Last night, I attended an author talk where the host had one job: introduce the talents and present them well. Said talents were two Nigerian ladies, one the author, the other the visual artist who had produced a beautiful cover for the book. Both young women were poised to meet and impress a new audience as they celebrated the product that had come from their labor. It should’ve been a celebration of their accomplishments, a way to identify and distinguish these two women with similar backgrounds but very different talents. Yet the hostess butchered one name by making it sound like the other. Okay, maybe said host had a bunch of other jobs behind the scenes but the reason they’re behind the scenes is because I’m not supposed to have to think about them. She knew in advance that these people were coming, she had ample time to prepare, practice their names, say it a hundred times if necessary. Yet, when she got in front of the audience who she was supposed to be priming to see these women as talented professional artists, she bumbled on the thing that we use to identify them.
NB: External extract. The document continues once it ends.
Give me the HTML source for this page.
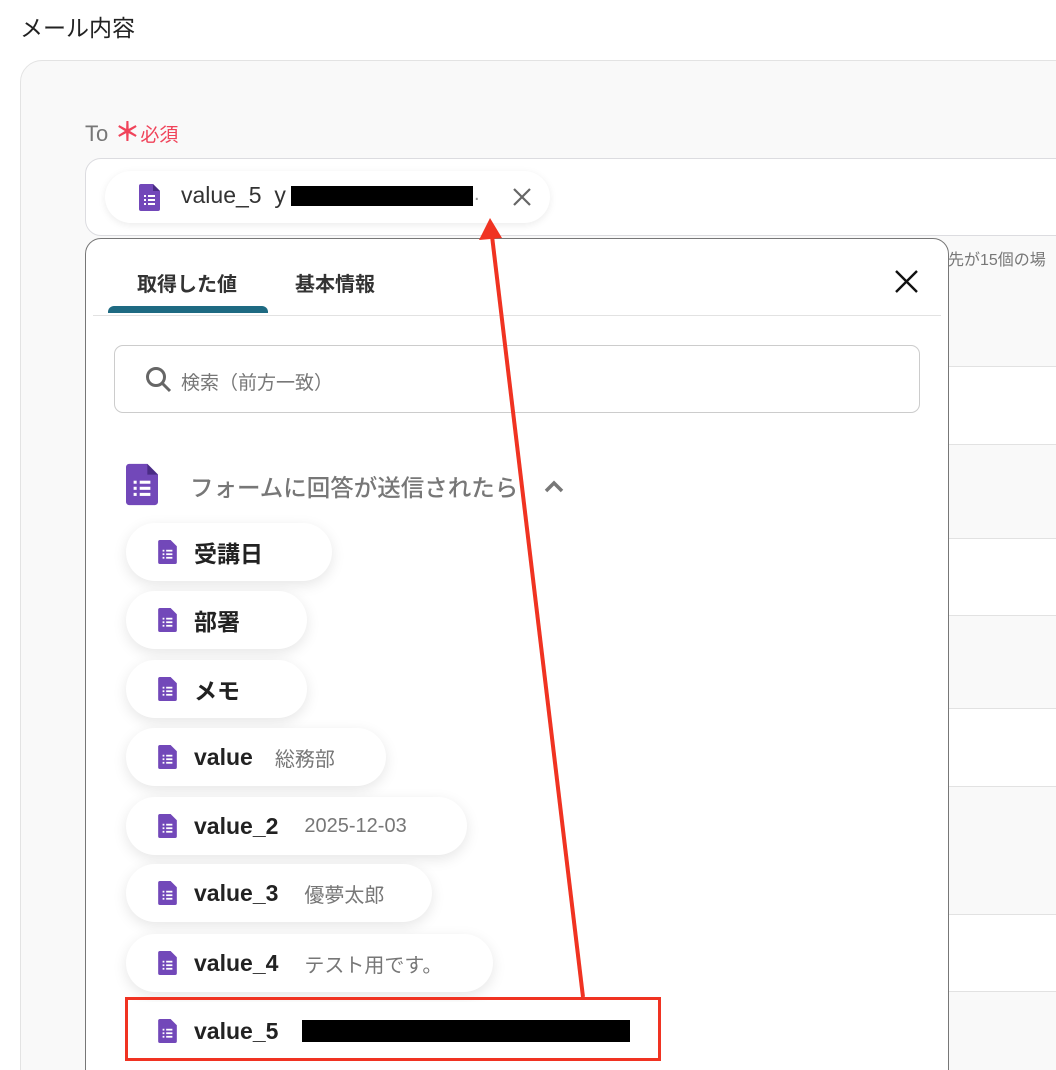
<!DOCTYPE html>
<html><head><meta charset="utf-8"><style>
*{box-sizing:border-box;margin:0;padding:0}
html,body{width:1056px;height:1070px;overflow:hidden}
body{background:#fff;font-family:"Liberation Sans","Noto Sans CJK JP",sans-serif;position:relative;color:#222}
.a{position:absolute}
.row{position:absolute;left:948px;width:120px;border-top:1px solid #e2e2e2}
.pill{position:absolute;left:126px;height:58px;border-radius:29px;background:#fff;box-shadow:0 4px 14px rgba(0,0,0,0.10);display:flex;align-items:center;padding-left:32px}
.pill svg{width:19px;height:24px;margin-right:17px;flex:none}
.pill b{font-size:23px;font-weight:bold;color:#222}
.pill span{font-size:20px;color:#777;margin-left:26px}
</style></head><body>
<div class="a" style="left:20px;top:9px;font-size:23px;color:#222">メール内容</div>
<div class="a" style="left:20px;top:60px;width:1060px;height:1040px;background:#f9f9f9;border:1px solid #e3e3e3;border-radius:22px"></div>
<div class="a" style="left:85px;top:112px;font-size:22px;color:#777">To <span style="color:#f0435a;font-size:26px;font-weight:bold">＊</span><span style="color:#f0435a;font-size:19px">必須</span></div>
<div class="a" style="left:85px;top:158px;width:1000px;height:78px;background:#fff;border:1px solid #dcdce0;border-radius:16px"></div>
<div class="a" style="left:105px;top:171px;width:445px;height:52px;background:#fff;border-radius:26px;box-shadow:0 2px 8px rgba(0,0,0,0.08)"></div>
<svg class="a" style="left:139px;top:184px" width="21" height="27" viewBox="0 0 21 27"><path d="M2 0h12l7 7v18a2 2 0 0 1-2 2H2a2 2 0 0 1-2-2V2a2 2 0 0 1 2-2z" fill="#7248b9"/><path d="M14 0l7 7h-7z" fill="#4a2c85"/><g fill="#fff"><rect x="5" y="11" width="2" height="2"/><rect x="9" y="11" width="7" height="2"/><rect x="5" y="15" width="2" height="2"/><rect x="9" y="15" width="7" height="2"/><rect x="5" y="19" width="2" height="2"/><rect x="9" y="19" width="7" height="2"/></g></svg>
<div class="a" style="left:181px;top:182px;font-size:23px;color:#333">value_5&nbsp; y</div>
<div class="a" style="left:291px;top:186px;width:182px;height:20px;background:#000"></div>
<div class="a" style="left:474px;top:183px;font-size:20px;color:#999">.</div>
<svg class="a" style="left:512px;top:187px" width="20" height="20"><path d="M2 2L18 18M18 2L2 18" stroke="#666" stroke-width="2.2"/></svg>
<div class="row" style="top:366px;height:78px;background:#fff"></div>
<div class="row" style="top:444px;height:94px;background:#f9f9f9"></div>
<div class="row" style="top:538px;height:77px;background:#fff"></div>
<div class="row" style="top:615px;height:93px;background:#f9f9f9"></div>
<div class="row" style="top:708px;height:78px;background:#fff"></div>
<div class="row" style="top:786px;height:128px;background:#f9f9f9"></div>
<div class="row" style="top:914px;height:77px;background:#fff"></div>
<div class="row" style="top:991px;height:80px;background:#f9f9f9"></div>
<div class="a" style="left:948px;top:246px;font-size:16px;color:#777;white-space:nowrap">先が15個の場</div>
<div class="a" style="left:85px;top:238px;width:864px;height:860px;background:#fff;border:1.5px solid #777;border-radius:16px"></div>
<div class="a" style="left:137px;top:268px;font-size:20px;font-weight:bold;color:#333">取得した値</div>
<div class="a" style="left:295px;top:268px;font-size:20px;font-weight:bold;color:#333">基本情報</div>
<div class="a" style="left:108px;top:306px;width:160px;height:7px;background:#1e6a82;border-radius:6px 6px 0 0"></div>
<div class="a" style="left:93px;top:315px;width:848px;height:1px;background:#e2e2e2"></div>
<svg class="a" style="left:894px;top:269px" width="25" height="25"><path d="M2 2L23 23M23 2L2 23" stroke="#111" stroke-width="2.4"/></svg>
<div class="a" style="left:114px;top:345px;width:806px;height:68px;border:1.5px solid #ccc;border-radius:9px"></div>
<svg class="a" style="left:145px;top:366px" width="28" height="28"><circle cx="11" cy="11" r="8.5" stroke="#666" stroke-width="3" fill="none"/><path d="M17 17L25 25" stroke="#666" stroke-width="3"/></svg>
<div class="a" style="left:181px;top:368px;font-size:19px;color:#777">検索（前方一致）</div>
<svg class="a" style="left:126px;top:463px" width="32" height="43" viewBox="0 0 21 27"><path d="M2 0h12l7 7v18a2 2 0 0 1-2 2H2a2 2 0 0 1-2-2V2a2 2 0 0 1 2-2z" fill="#7248b9"/><path d="M14 0l7 7h-7z" fill="#4a2c85"/><g fill="#fff"><rect x="5" y="11" width="2" height="2"/><rect x="9" y="11" width="7" height="2"/><rect x="5" y="15" width="2" height="2"/><rect x="9" y="15" width="7" height="2"/><rect x="5" y="19" width="2" height="2"/><rect x="9" y="19" width="7" height="2"/></g></svg>
<div class="a" style="left:190px;top:469px;font-size:23.5px;color:#777;font-weight:500">フォームに回答が送信されたら</div>
<svg class="a" style="left:543px;top:478px" width="22" height="16"><path d="M3 13L11 5L19 13" stroke="#777" stroke-width="3.5" fill="none"/></svg>

<div class="pill" style="top:523px;width:206px"><svg viewBox="0 0 21 27"><path d="M2 0h12l7 7v18a2 2 0 0 1-2 2H2a2 2 0 0 1-2-2V2a2 2 0 0 1 2-2z" fill="#7248b9"/><g fill="#fff"><rect x="5" y="11" width="2" height="2"/><rect x="9" y="11" width="7" height="2"/><rect x="5" y="15" width="2" height="2"/><rect x="9" y="15" width="7" height="2"/><rect x="5" y="19" width="2" height="2"/><rect x="9" y="19" width="7" height="2"/></g></svg><b>受講日</b></div>
<div class="pill" style="top:591px;width:181px"><svg viewBox="0 0 21 27"><path d="M2 0h12l7 7v18a2 2 0 0 1-2 2H2a2 2 0 0 1-2-2V2a2 2 0 0 1 2-2z" fill="#7248b9"/><g fill="#fff"><rect x="5" y="11" width="2" height="2"/><rect x="9" y="11" width="7" height="2"/><rect x="5" y="15" width="2" height="2"/><rect x="9" y="15" width="7" height="2"/><rect x="5" y="19" width="2" height="2"/><rect x="9" y="19" width="7" height="2"/></g></svg><b>部署</b></div>
<div class="pill" style="top:660px;width:181px"><svg viewBox="0 0 21 27"><path d="M2 0h12l7 7v18a2 2 0 0 1-2 2H2a2 2 0 0 1-2-2V2a2 2 0 0 1 2-2z" fill="#7248b9"/><g fill="#fff"><rect x="5" y="11" width="2" height="2"/><rect x="9" y="11" width="7" height="2"/><rect x="5" y="15" width="2" height="2"/><rect x="9" y="15" width="7" height="2"/><rect x="5" y="19" width="2" height="2"/><rect x="9" y="19" width="7" height="2"/></g></svg><b>メモ</b></div>
<div class="pill" style="top:728px;width:260px"><svg viewBox="0 0 21 27"><path d="M2 0h12l7 7v18a2 2 0 0 1-2 2H2a2 2 0 0 1-2-2V2a2 2 0 0 1 2-2z" fill="#7248b9"/><g fill="#fff"><rect x="5" y="11" width="2" height="2"/><rect x="9" y="11" width="7" height="2"/><rect x="5" y="15" width="2" height="2"/><rect x="9" y="15" width="7" height="2"/><rect x="5" y="19" width="2" height="2"/><rect x="9" y="19" width="7" height="2"/></g></svg><b>value</b><span style="margin-left:22px">総務部</span></div>
<div class="pill" style="top:797px;width:341px"><svg viewBox="0 0 21 27"><path d="M2 0h12l7 7v18a2 2 0 0 1-2 2H2a2 2 0 0 1-2-2V2a2 2 0 0 1 2-2z" fill="#7248b9"/><g fill="#fff"><rect x="5" y="11" width="2" height="2"/><rect x="9" y="11" width="7" height="2"/><rect x="5" y="15" width="2" height="2"/><rect x="9" y="15" width="7" height="2"/><rect x="5" y="19" width="2" height="2"/><rect x="9" y="19" width="7" height="2"/></g></svg><b>value_2</b><span>2025-12-03</span></div>
<div class="pill" style="top:864px;width:306px"><svg viewBox="0 0 21 27"><path d="M2 0h12l7 7v18a2 2 0 0 1-2 2H2a2 2 0 0 1-2-2V2a2 2 0 0 1 2-2z" fill="#7248b9"/><g fill="#fff"><rect x="5" y="11" width="2" height="2"/><rect x="9" y="11" width="7" height="2"/><rect x="5" y="15" width="2" height="2"/><rect x="9" y="15" width="7" height="2"/><rect x="5" y="19" width="2" height="2"/><rect x="9" y="19" width="7" height="2"/></g></svg><b>value_3</b><span>優夢太郎</span></div>
<div class="pill" style="top:934px;width:367px"><svg viewBox="0 0 21 27"><path d="M2 0h12l7 7v18a2 2 0 0 1-2 2H2a2 2 0 0 1-2-2V2a2 2 0 0 1 2-2z" fill="#7248b9"/><g fill="#fff"><rect x="5" y="11" width="2" height="2"/><rect x="9" y="11" width="7" height="2"/><rect x="5" y="15" width="2" height="2"/><rect x="9" y="15" width="7" height="2"/><rect x="5" y="19" width="2" height="2"/><rect x="9" y="19" width="7" height="2"/></g></svg><b>value_4</b><span>テスト用です。</span></div>
<div class="pill" style="top:1002px;width:530px;box-shadow:none;border-radius:0"><svg viewBox="0 0 21 27"><path d="M2 0h12l7 7v18a2 2 0 0 1-2 2H2a2 2 0 0 1-2-2V2a2 2 0 0 1 2-2z" fill="#7248b9"/><g fill="#fff"><rect x="5" y="11" width="2" height="2"/><rect x="9" y="11" width="7" height="2"/><rect x="5" y="15" width="2" height="2"/><rect x="9" y="15" width="7" height="2"/><rect x="5" y="19" width="2" height="2"/><rect x="9" y="19" width="7" height="2"/></g></svg><b>value_5</b></div>
<div class="a" style="left:302px;top:1020px;width:328px;height:22px;background:#000"></div>
<div class="a" style="left:125px;top:997px;width:536px;height:64px;border:3.5px solid #f03322"></div>
<svg class="a" style="left:0;top:0" width="1056" height="1070"><path d="M583 997L492 236" stroke="#f03322" stroke-width="4"/><path d="M490 218L479 240L502 238Z" fill="#f03322"/></svg>
</body></html>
I have a pet peeve about names being mispronounced. My name is pretty easy to recognize and pronounce so this irritation isn’t at offenses against me. But names are important as identifiers and I bristle when I hear a person not respect someone else’s identity.
When I was in high school and college, I had some classmates with unique names. At the beginning of each new semester, I would cringe in anticipation of the teacher going down the roster, encountering this new name and maligning it. I imagined that the owner of the name cringed harder at every new encounter and potential mispronunciation. I grew to respect the teachers who, on seeing the unfamiliar word, asked first, how do you pronounce your name, instead of assuming and getting it wrong.
Over time, I’ve learned that when I introduce someone with a unique name, I can pause for effect, and pronounce it, maybe give a clue on how to say it properly, or ask the person to introduce themselves so they can provide that rhymes-with clue.
Last night at the event, I had a hard time letting go of what felt to me like blatant disrespect when the speaker said, after she mumbled something that sounded like the name of one of the Nigerian women, but was really closer to the name of the other, “Oh, I told her I was going to butcher her name”, like that made it okay. Like, just because you’re from another country, it’s okay that I don’t try to say your name properly. I know she probably didn’t see it that way, but that’s the message we send when we don’t even try to learn the pronunciation beforehand. It says, I am superior because my language is easy (to me) and I will say your weird name however I want because you should be honored that I am even saying it at all.
Maybe it was just a stumble but in my book, those stumbles aren’t excusable. When you introduce someone to the world, do it well – find out how to pronounce their name and say it right. Honor the gift their parents gave them, honor the contribution they are making to the world by sharing their gifts. If names are how we identify ourselves, then honor our uniqueness and say those names well.